After the sides observed a moment's silence for the first Heartland match since the passing of Sir Brian, Wairarapa Bush were quickly into their business and to no surprise it was Goodger.
The lock charged down an early Tyler Rogers-Holden clearing kick and then making the hit on his opposite Sam Madams that led to a penalty at the breakdown.
Wairarapa tapped and ran, with Haira slicing through an open gap and finding Flutey inside, who just stepped through Tikoisolomone and fended away from Rogers-Holden for 7-0 inside of five minutes.
A Middleton charge through the middle saw him put down a grubber for Symes, but Katia saved the try and Wanganui had to work forward again from halfway after the long clearance with the wind.
Battering down a Wanganui pass saw the visitors get an attacking scrum on the 5m, and when they had penalty advantage off the next phase, Clare snapped a quick drop goal from in front in the 15th minute.
Wanganui getting isolated at the ruck when carrying out of their 22m let Wairarapa kick for a 6m lineout, and the Tufuga-led pack made the visitors pay.

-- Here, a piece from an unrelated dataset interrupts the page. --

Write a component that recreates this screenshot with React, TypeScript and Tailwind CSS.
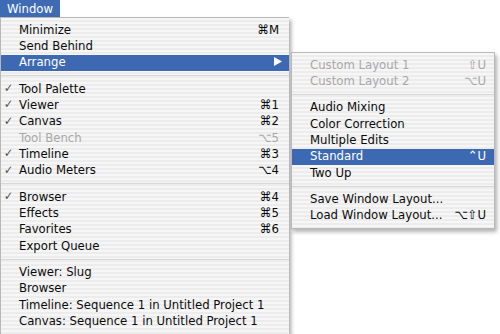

Wanganui infringed when stopping the first drive off a No 8 Kirk Tufuga take, but the second time the home team worked it perfectly, with brother prop Sam holding it at the back.
Although the defenders initially held him up, the second shunt saw Tufuga get it down for 12-3.
Hawira missed the conversion and then an ambitious 43m penalty attempt, as Wanganui began to get some traction - Tikoisolomone having a rare chance to use his speed, but some wild passes let the home side get clear.
It took an offside penalty for Wanganui to kick their way to a 12m lineout, and the forwards got payback on their opposites as they drove a perfect rolling maul, with defenders too high to stop them, to put Tutauha over the line for 12-8.
Wanganui could have lived with that scoreline with 90 seconds left until the break and their turn with the wind, but Middleton got trapped on the kickoff carry and Hawira added three expensive points.
With Dane Whale coming on for Clare, Wanganui had a perfect restart as a booming clearance put them on attack and Wairarapa Bush bombed their lineout throw, allowing Horrocks to snap it up and step through the tryline defenders to score - Whale taking his time to land the equalising conversion.
But Wairarapa Bush absorbed further pressure, with any one of the four Tufuga's available to make a strong carry, and the home side got penalty advantage from a turned scrum on attack, so Hawira could boot them back into the lead in the 52nd minute.
Just six minutes later, the decisive moment came as Katia kept looking to probe down Wanganui's right-hand blindside and he found Hebenton-Prendeville.
The winger propped brilliantly off both shoulders to step through Symes, avoid a diving Middleton, stand-up Tikoisolomone and hold off reserve fullback Nick Harding to dash under the posts.
Down by 10 entering the final quarter, Wanganui got onto attack but a steady stream of errors prevented them capitalising on their pressure, until Horrocks atoned for some wild passes by trapping reserve halfback Bryan Arnold off the back of a scrum.
Whale added a quick penalty in front for 25-18 with seven minutes and change left.
But the desperate visitors never got back out of their half as reserve Samu Kubunavanua was penalised at the kickoff and the home team attacked, until they lost the ball in front of the tryline.
With five minutes left and 100m to go, Wanganui cleared to their 22m, but Madams was pinged trying to stop yet another Wairarapa Bush lineout drive, and after serious consultation with his forwards, Hawira backed himself and calmly nailed the difficult match-winning penalty into the breeze.
Wairarapa Bush 28 (T Flutey, S Tufuga, L Hebenton-Prendeville tries; T Hawira 3 pen, 2 con) bt Wanganui 18 (R Tutauha, L Horrocks tries; D Whale pen, con, C Clare dg). HT: 15-8.